If Medicare wants to reduce costs through lower hospital readmission rates, it had better figure out how to also increase access to home care. That’s what attendees of the National Association for Home Care & Hospice March on Washington told a top Centers for Medicare & Medicaid Services official who spoke at the conference.
CMS Deputy Administrator and Director of the Center for Medicare Sean Cavanaugh focused his presentation on CMS’s push toward alternative payment models. In 2011, Medicare had no payments dispersed through alternative payment models, while this year CMS has already tied 30 percent of Medicare payments to the models, Cavanaugh told a full room at the conference.
The goal: By 2018, CMS wants to tie 50 percent of payments to non-fee-for-service models, Cavanaugh noted. And that percentage will only go up from there.
“The CMS Innovation train is moving at full speed,” warned NAHC’s William Dombi in a separate session at the conference. The “lifespan” of Medicare fee for service “is in doubt,” Dombi judged.
Among the alternative payment models affecting HHAs are the home health Value-Based Purchasing pilot in nine states that began Jan. 1, and the Comprehensive Care for Joint Replacement (CJR) model for hospitals that began April 1.
In the 2016 HH PPS final rule, CMS had insisted that CJR didn’t affect agencies because it impacts hospital payments only.
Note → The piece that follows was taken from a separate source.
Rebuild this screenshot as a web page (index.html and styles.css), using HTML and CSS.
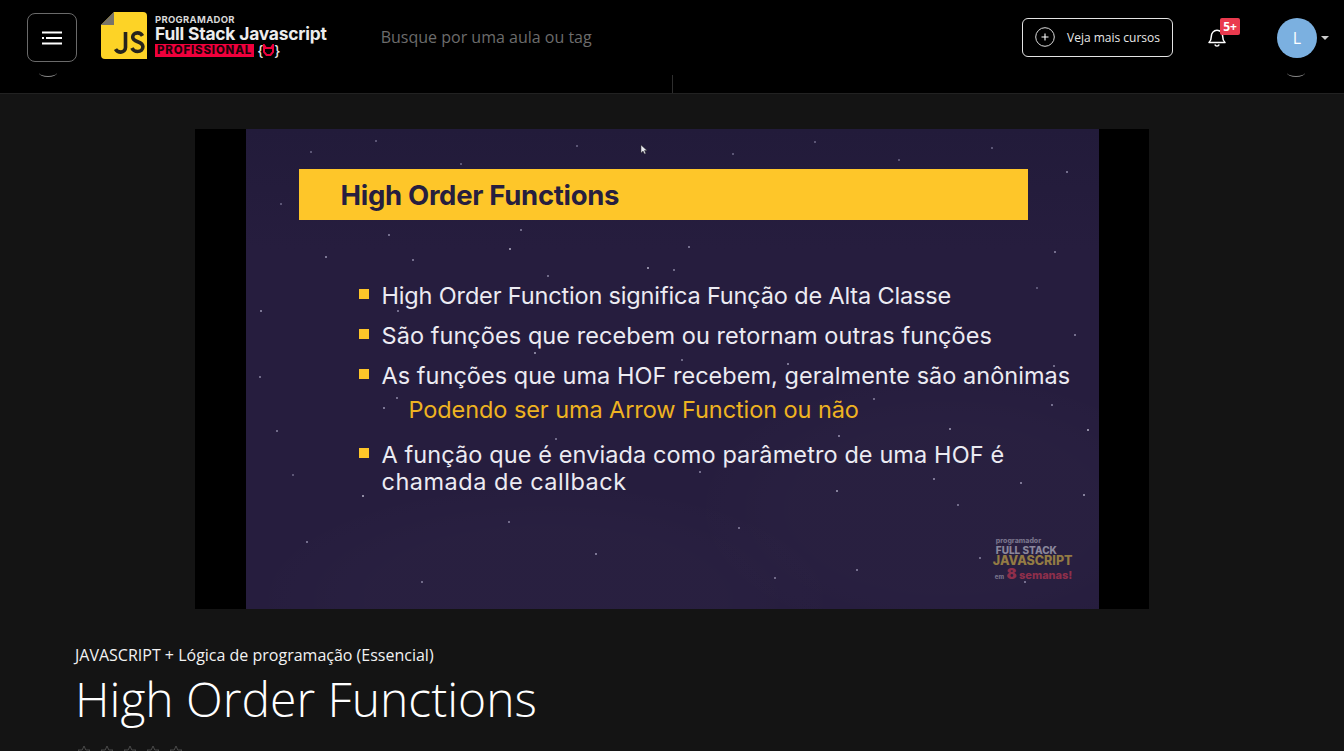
FILE: index.html
```html
<!DOCTYPE html>
<html lang="pt-BR">
<head>
<meta charset="utf-8">
<title>High Order Functions</title>
<link rel="stylesheet" href="styles.css">
</head>
<body>
<header class="topbar">
  <span class="peek peek-left"></span>
  <span class="peek peek-right"></span>
  <span class="peek-line"></span>
  <button class="menu-btn" aria-label="Menu">
    <svg width="20" height="14" viewBox="0 0 20 14"><path d="M0 1.500h20M4 7h16M0 12.500h20" stroke="#fff" stroke-width="2" fill="none"/><rect x="0" y="6" width="2" height="2" fill="#fff"/></svg>
  </button>
  <div class="logo">
    <svg class="logo-mark" width="46" height="47" viewBox="0 0 46 47">
      <path d="M13 0H42a4 4 0 0 1 4 4V47H4a4 4 0 0 1-4-4V13Z" fill="#fdd326"/>
      <path d="M13 0V13H0Z" fill="#77736a"/>
      <path d="M24.500 20v15.500a4.600 4.600 0 0 1-4.700 4.600c-2.500 0-4.200-1.100-5.300-3M41.500 23.800c-1-1.800-2.700-2.900-5-2.900-2.800 0-4.800 1.700-4.800 4.100 0 5.800 10.200 3.600 10.200 9.700 0 2.800-2.200 4.800-5.300 4.800-2.600 0-4.600-1.300-5.700-3.500" fill="none" stroke="#26241c" stroke-width="3.600"/>
    </svg>
    <div class="logo-text">
      <span class="logo-top">PROGRAMADOR</span>
      <span class="logo-main">Full Stack Javascript</span>
      <span class="logo-row"><span class="logo-tag">PROFISSIONAL</span><span class="logo-brace">{<svg width="11" height="12" viewBox="0 0 11 12"><path d="M1 1l2 3h5l2-3v7l-2.500 3h-4L1 8Z" fill="none" stroke="#f0003c" stroke-width="2"/></svg>}</span></span>
    </div>
  </div>
  <div class="search">Busque por uma aula ou tag</div>
  <button class="more-btn">
    <svg width="20" height="20" viewBox="0 0 20 20"><circle cx="10" cy="10" r="9.300" fill="none" stroke="#ddd" stroke-width="1"/><path d="M10 6.500v7M6.500 10h7" stroke="#fff" stroke-width="1.100"/></svg>
    <span>Veja mais cursos</span>
  </button>
  <div class="bell">
    <svg width="18" height="20" viewBox="0 0 18 20"><path d="M1 15.500c1.700-1.500 2.300-3 2.300-6 0-3.400 2.300-6.200 5.700-6.200s5.700 2.800 5.700 6.200c0 3 .6 4.500 2.300 6Z" fill="none" stroke="#fff" stroke-width="1.500" stroke-linejoin="round"/><path d="M6.800 17.500a2.300 2.300 0 0 0 4.400 0" fill="none" stroke="#fff" stroke-width="1.400"/></svg>
    <span class="badge">5+</span>
  </div>
  <div class="user">
    <span class="avatar">L</span>
    <span class="caret"></span>
  </div>
</header>

<main class="content">
  <section class="player">
    <div class="slide">
      <svg class="cursor" width="8" height="12" viewBox="0 0 8 12"><path d="M1 1v8l2-2 1.500 3 1.300-.6L4.500 6.500H7Z" fill="#e8e8ee" stroke="#333" stroke-width=".5"/></svg>
      <h2 class="slide-title">High Order Functions</h2>
      <ul class="slide-list">
        <li class="item item-1">High Order Function significa Função de Alta Classe</li>
        <li class="item item-2">São funções que recebem ou retornam outras funções</li>
        <li class="item item-3">As funções que uma HOF recebem, geralmente são anônimas</li>
        <li class="sub">Podendo ser uma Arrow Function ou não</li>
        <li class="item item-4">A função que é enviada como parâmetro de uma HOF é<br><span class="wide">chamada de callback</span></li>
      </ul>
      <div class="mark">
        <span class="mark-a">programador</span>
        <span class="mark-b">FULL STACK</span>
        <span class="mark-c">JAVASCRIPT</span>
        <span class="mark-d"><small>em</small> <b>8</b> semanas!</span>
      </div>
    </div>
  </section>
  <section class="lesson">
    <p class="course">JAVASCRIPT + Lógica de programação (Essencial)</p>
    <h1 class="lesson-title">High Order Functions</h1>
    <div class="rating">
      <svg width="14" height="14" viewBox="0 0 14 14"><path d="M7 1l1.800 4H13l-3.300 3 1 4.500L7 10.200 3.300 12.500l1-4.500L1 5h4.200Z" fill="none" stroke="#4a4a4a"/></svg>
      <svg width="14" height="14" viewBox="0 0 14 14"><path d="M7 1l1.800 4H13l-3.300 3 1 4.500L7 10.200 3.300 12.500l1-4.500L1 5h4.200Z" fill="none" stroke="#4a4a4a"/></svg>
      <svg width="14" height="14" viewBox="0 0 14 14"><path d="M7 1l1.800 4H13l-3.300 3 1 4.500L7 10.200 3.300 12.500l1-4.500L1 5h4.200Z" fill="none" stroke="#4a4a4a"/></svg>
      <svg width="14" height="14" viewBox="0 0 14 14"><path d="M7 1l1.800 4H13l-3.300 3 1 4.500L7 10.200 3.300 12.500l1-4.500L1 5h4.200Z" fill="none" stroke="#4a4a4a"/></svg>
      <svg width="14" height="14" viewBox="0 0 14 14"><path d="M7 1l1.800 4H13l-3.300 3 1 4.500L7 10.200 3.300 12.500l1-4.500L1 5h4.200Z" fill="none" stroke="#4a4a4a"/></svg>
    </div>
  </section>
</main>
</body>
</html>
```

FILE: styles.css
```css
* { box-sizing: border-box; }
html, body { margin: 0; height: 751px; overflow: hidden; background: #141414; }
body { font-family: "Open Sans", sans-serif; color: #fff; }

.topbar {
  position: relative;
  display: flex;
  align-items: center;
  height: 94px;
  padding: 0 15px 19px 27px;
  background: #000;
  border-bottom: 1px solid #222;
}
.peek { position: absolute; top: 73px; width: 18px; height: 4px; border-bottom: 1px solid #888; border-radius: 0 0 50% 50% / 0 0 100% 100%; }
.peek-left { left: 39px; }
.peek-right { left: 1287px; }
.peek-line { position: absolute; left: 672px; top: 75px; width: 1px; height: 18px; background: #2e2e2e; }

.menu-btn {
  display: flex; align-items: center; justify-content: center;
  width: 50px; height: 49px; padding: 0; margin-top: 1px;
  background: #000; border: 1px solid #6a6a6a; border-radius: 8px;
}
.logo { display: flex; gap: 8px; margin-left: 24px; padding-bottom: 4px; align-items: flex-start; }
.logo-text { display: flex; flex-direction: column; font-family: Inter, sans-serif; font-weight: 700; }
.logo-top { font-size: 9.500px; line-height: 11px; letter-spacing: .3px; color: #d8d8d8; margin-top: 2px; }
.logo-main { font-size: 17.400px; line-height: 18px; color: #ececec; letter-spacing: -.2px; }
.logo-row { display: flex; align-items: center; gap: 3px; height: 15px; }
.logo-tag { background: #f0003c; color: #1c0209; font-size: 11.500px; line-height: 13px; padding: 0 2px; letter-spacing: .8px; font-weight: 800; }
.logo-brace { display: flex; align-items: center; font-size: 14px; color: #e8e8e8; font-weight: 500; }

.search { margin-left: 54px; font-size: 16px; color: #6c6c6c; }

.more-btn {
  display: flex; align-items: center; gap: 12px;
  margin-left: auto; width: 151px; height: 39px; padding: 0 0 0 12px;
  background: #000; color: #e8e8e8;
  border: 1px solid #e4e4e4; border-radius: 6px;
  font: 400 12px "Open Sans", sans-serif;
}
.bell { position: relative; display: flex; margin-left: 35px; width: 18px; }
.badge {
  position: absolute; left: 12px; top: -9px;
  width: 20px; height: 17px; border-radius: 2px;
  background: #ea3a4e; color: #fff;
  font: 700 12px/17px "Open Sans", sans-serif; text-align: center;
}
.user { display: flex; align-items: center; gap: 4px; margin: 1px 0 0 51px; }
.avatar {
  display: flex; align-items: center; justify-content: center;
  width: 40px; height: 40px; border-radius: 50%;
  background: #7bb0e0; color: #fff; font-size: 16px;
}
.caret { width: 0; height: 0; border: 4px solid transparent; border-top: 4px solid #ccc; border-bottom: 0; }

.content { display: flex; flex-direction: column; }
.player { align-self: center; display: flex; justify-content: center; width: 954px; height: 480px; margin-top: 35px; background: #000; }
.slide {
  position: relative;
  width: 853px; height: 480px;
  padding: 40px 0 0 53px;
  color: #ecebf2;
  font-family: Inter, sans-serif;
  background-color: #261d3e;
  background-image:
    radial-gradient(ellipse 260px 140px at 700px 380px, rgba(255,255,255,.012) 0 60%, transparent 100%),
    radial-gradient(ellipse 300px 120px at 300px 470px, rgba(255,255,255,.012) 0 60%, transparent 100%),
    linear-gradient(#221b3a, #261d3e 25%);
}
.slide::before {
  content: "";
  position: absolute; left: 0; top: 0;
  width: 2px; height: 2px; border-radius: 50%;
  background: transparent;
  box-shadow:
    142px 105px #8f8aa8, 263px 119px #b5b1c6, 79px 127px #9a95b2, 166px 130px #8f8aa8, 401px 138px #b5b1c6,
    301px 146px #8a85a2, 274px 100px #8a85a2, 442px 117px #8f8aa8, 427px 140px #8a85a2, 151px 181px #8f8aa8,
    841px 300px #b5b1c6, 703px 299px #a5a1ba, 592px 306px #9a95b2, 590px 361px #a5a1ba, 687px 349px #9a95b2,
    774px 353px #9a95b2, 837px 365px #a5a1ba, 805px 275px #8f8aa8, 627px 269px #8a85a2, 711px 375px #8a85a2,
    807px 236px #8a85a2, 541px 234px #9a95b2, 288px 223px #a5a1ba, 137px 278px #9a95b2, 435px 230px #8a85a2,
    116px 366px #b5b1c6, 453px 342px #8f8aa8, 309px 309px #8a85a2, 150px 268px #8f8aa8, 14px 181px #9a95b2,
    30px 301px #8a85a2, 60px 412px #8f8aa8, 175px 452px #8a85a2, 262px 392px #8a85a2, 349px 424px #9a95b2,
    492px 398px #8a85a2, 528px 448px #8a85a2, 610px 440px #8f8aa8, 733px 428px #8a85a2, 778px 452px #8f8aa8,
    64px 22px #6f6a8a, 129px 11px #6f6a8a, 214px 34px #6f6a8a, 330px 16px #6f6a8a, 486px 24px #6f6a8a,
    568px 12px #6f6a8a, 652px 30px #6f6a8a, 745px 18px #6f6a8a, 820px 42px #8f8aa8, 34px 74px #6f6a8a,
    808px 122px #8f8aa8, 790px 158px #6f6a8a, 828px 205px #8f8aa8, 13px 247px #8a85a2, 46px 345px #6f6a8a;
}
.cursor { position: absolute; left: 394px; top: 15px; }
.slide-title {
  position: relative;
  display: flex; align-items: center;
  width: 729px; height: 51px; margin: 0; padding: 1px 0 0 42px;
  background: #fec629; color: #271e3f;
  font-size: 27.500px; font-weight: 700; letter-spacing: -.3px;
}
.slide-list { position: relative; list-style: none; margin: 0; padding: 0 0 0 83px; font-size: 23.500px; }
.item { position: relative; line-height: 27px; }
.item::before { content: ""; position: absolute; left: -23px; top: 7px; width: 10px; height: 10px; background: #fec629; }
.item-1 { margin-top: 62px; letter-spacing: -.16px; }
.item-2 { margin-top: 13px; letter-spacing: .06px; }
.item-3 { margin-top: 13px; letter-spacing: .03px; }
.sub { margin: 7px 0 0 27px; line-height: 27px; color: #eeb321; letter-spacing: -.08px; }
.item-4 { margin-top: 18px; letter-spacing: .1px; }
.wide { letter-spacing: .5px; }
.mark {
  position: absolute; right: 26px; bottom: 26px;
  display: flex; flex-direction: column; align-items: flex-start;
  font-weight: 800;
}
.mark-a { font-size: 7px; line-height: 8px; color: #77728a; margin-left: 3px; }
.mark-b { font-size: 10px; line-height: 10px; color: #8b879c; margin-left: 3px; }
.mark-c { font-size: 12.500px; line-height: 12px; color: #937b44; }
.mark-d { font-size: 11px; line-height: 13px; color: #8e2f4b; margin-left: 2px; }
.mark-d b { font-size: 15px; line-height: 13px; }
.mark-d small { font-size: 6px; color: #77728a; }

.lesson { padding: 36px 0 0 75px; }
.course { margin: 0; font-size: 16px; line-height: 20px; color: #f2f2f2; }
.lesson-title { margin: 5px 0 0; font-size: 48px; font-weight: 300; line-height: 58px; color: #fff; }
.rating { display: flex; gap: 9px; margin: 17px 0 0 2px; }
```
But there’s no doubt that CJR is going to have a major impact on HHAs, experts insist (see story, p. 107).
VBP and CJR are just the beginning for home care. “We’re creating more and more alternative payment models,” Cavanaugh stressed in his talk.
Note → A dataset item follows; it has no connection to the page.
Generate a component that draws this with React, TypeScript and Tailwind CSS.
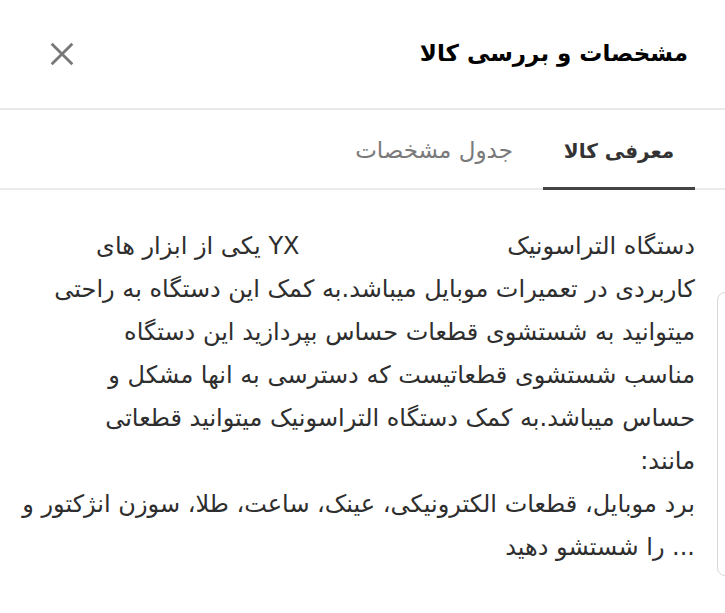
import React from 'react';

const lines = [
  'کاربردی در تعمیرات موبایل میباشد.به کمک این دستگاه به راحتی',
  'میتوانید به شستشوی قطعات حساس بپردازید این دستگاه',
  'مناسب شستشوی قطعاتیست که دسترسی به انها مشکل و',
  'حساس میباشد.به کمک دستگاه التراسونیک میتوانید قطعاتی',
  'مانند:',
  'برد موبایل، قطعات الکترونیکی، عینک، ساعت، طلا، سوزن انژکتور و',
  '... را شستشو دهید',
];

export default function App() {
  return (
    <div
      dir="rtl"
      className="relative w-[725px] h-[613px] bg-white overflow-hidden text-[#222]"
      style={{ fontFamily: '"DejaVu Sans", "Noto Sans", sans-serif' }}
    >
      {/* header */}
      <div className="h-[110px] flex items-center justify-between pr-[37px] pl-[48px] border-b-2 border-[#e9e9e9]">
        <h1 className="text-[23px] font-bold text-black pb-[2px]">مشخصات و بررسی کالا</h1>
        <button className="w-[28px] h-[28px] flex items-center justify-center text-[#777]">
          <svg viewBox="0 0 24 24" width="28" height="28" fill="none" stroke="currentColor" strokeWidth="2.4" strokeLinecap="square">
            <path d="M4 4 L20 20 M20 4 L4 20" />
          </svg>
        </button>
      </div>

      {/* tabs */}
      <div className="flex items-end h-[80px] pr-[30px] border-b-2 border-[#ebebeb]">
        <div className="w-[152px] h-full flex items-center justify-center border-b-[3px] border-[#444] -mb-[2px] pt-[2px] text-[20px] font-bold text-[#333]">
          معرفی کالا
        </div>
        <div className="w-[218px] h-full flex items-center justify-center pt-[2px] text-[23px] text-[#7a7a7a]">
          جدول مشخصات
        </div>
      </div>

      {/* body */}
      <div className="pr-[30px] pt-[35px] text-[24px] leading-[43px] text-[#2e2e2e]">
        <div className="whitespace-nowrap">
          دستگاه التراسونیک <span className="inline-block w-[200px]"></span>YX یکی از ابزار های
        </div>
        {lines.map((l, i) => (
          <div key={i} className="whitespace-nowrap">
            {l}
          </div>
        ))}
      </div>

      {/* faint edge of adjacent card */}
      <div className="absolute right-[-12px] top-[292px] w-[20px] h-[284px] border border-[#d8d8d8] rounded-[8px]"></div>
    </div>
  );
}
Problem: As more models like CJR proliferate, agencies’ concerns about other providers controlling their reimbursement grow. “We’re very sensitive to that,” Cavanaugh insisted, acknowledging the potential “imbalance of power.”
Let Us Help You, HHAs Say
Cavanaugh noted in the presentation that hospital readmission rates improved when Medicare began implementing alternative payment models, but now the rate is “plateauing.”
One reason is because the Medicare program puts up barriers to home care, when home care services would help bring down those rates and limit costs, said NAHC Board Chair Denise Schrader in the question-and-answer period after Cavanaugh’s talk. Eliminating the homebound requirement, among others, would free up HHAs to help curb high hospital costs, said Schrader with the Visiting Nurses Association of the Rockford Area in Rockford, Ill.
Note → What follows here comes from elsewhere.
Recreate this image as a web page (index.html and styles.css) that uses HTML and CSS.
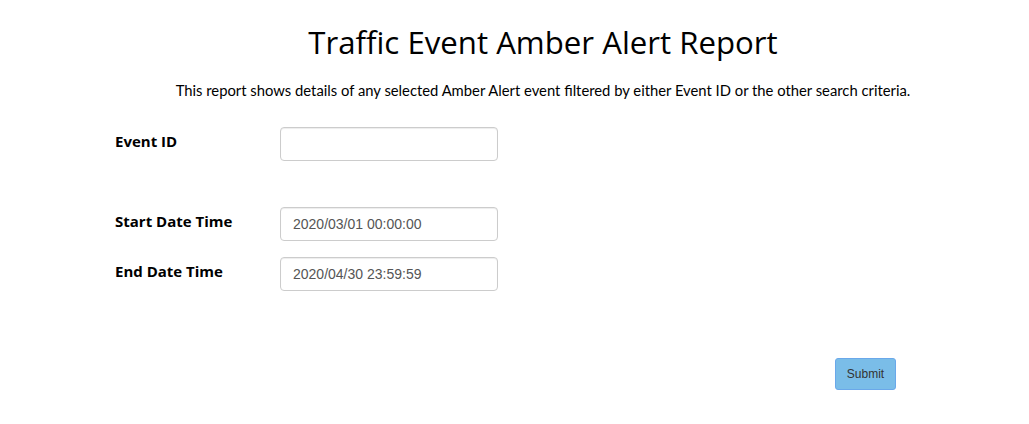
FILE: index.html
```html
<!DOCTYPE html>
<html lang="en">
<head>
    <meta charset="UTF-8">
    <meta name="viewport" content="width=device-width, initial-scale=1.0">
    <title>Traffic Event Amber Alert Report</title>
    <link rel="stylesheet" href="styles.css">
</head>
<body>

    <div class="report">
        <h1>Traffic Event Amber Alert Report</h1>
        <p class="intro">This report shows details of any selected Amber Alert event filtered by either Event ID or the other search criteria.</p>

        <form class="search-form">
            <div class="form-row">
                <label for="eventId">Event ID</label>
                <input type="text" id="eventId" name="eventId">
            </div>

            <div class="form-row gap-above">
                <label for="startDate">Start Date Time</label>
                <input type="text" id="startDate" name="startDate" value="2020/03/01 00:00:00">
            </div>
            <div class="form-row">
                <label for="endDate">End Date Time</label>
                <input type="text" id="endDate" name="endDate" value="2020/04/30 23:59:59">
            </div>

            <div class="actions">
                <button type="submit">Submit</button>
            </div>
        </form>
    </div>

</body>
</html>
```

FILE: styles.css
```css
body {
    font-family: Lato, "Open Sans", sans-serif;
    margin: 0;
    background-color: #fff;
    color: #000;
}
.report {
    padding: 21px 0 0 115px;
    width: 856px;
}
h1 {
    font-family: "Open Sans", sans-serif;
    font-weight: normal;
    font-size: 31.2px;
    line-height: 42px;
    text-align: center;
    margin: 0 0 18px 0;
}
.intro {
    font-size: 14.8px;
    text-align: center;
    margin: 0 0 28px 0;
}
.form-row {
    display: flex;
    align-items: flex-start;
    margin-bottom: 16px;
}
.form-row.gap-above {
    margin-top: 46px;
}
.form-row label {
    font-family: "Open Sans", sans-serif;
    font-weight: bold;
    font-size: 15px;
    width: 165px;
    padding-top: 4px;
}
.form-row input {
    width: 218px;
    height: 34px;
    box-sizing: border-box;
    border: 1px solid #ccc;
    border-radius: 4px;
    padding: 6px 12px;
    font-family: "Liberation Sans", Arial, sans-serif;
    font-size: 14px;
    color: #555;
    box-shadow: inset 0 1px 1px rgba(0, 0, 0, 0.075);
}
.actions {
    display: flex;
    justify-content: flex-end;
    padding-right: 75px;
    margin-top: 67px;
}
.actions button {
    background-color: #7abde8;
    border: 1px solid #6aa8ea;
    border-radius: 3px;
    color: #333;
    font-family: "Liberation Sans", Arial, sans-serif;
    font-size: 12px;
    width: 61px;
    height: 32px;
}
```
“We struggle with artificial regulatory barriers,” agreed Lisa Harvey-McPherson, VP for government relations with Eastern Maine Healthcare System in Waterville, Maine. The face-to-face requirement is a particular problem, Harvey-McPherson told Cavanaugh. CMS makes exceptions to other regulations for other provider types in its payment models, so it should consider doing so for the cost-saving home care benefit too, she urged.
CMS’s hands are often tied by fraud and abuse concerns, Cavanaugh noted in the Q&A session. F2F and homebound requirements are seen as important fraud-deterring factors.
Of course, those providers intent on fraud simply pay for or produce their own bogus documentation, industry veterans point out. Those types of requirements generally limit only those providers who are following the rules anyway.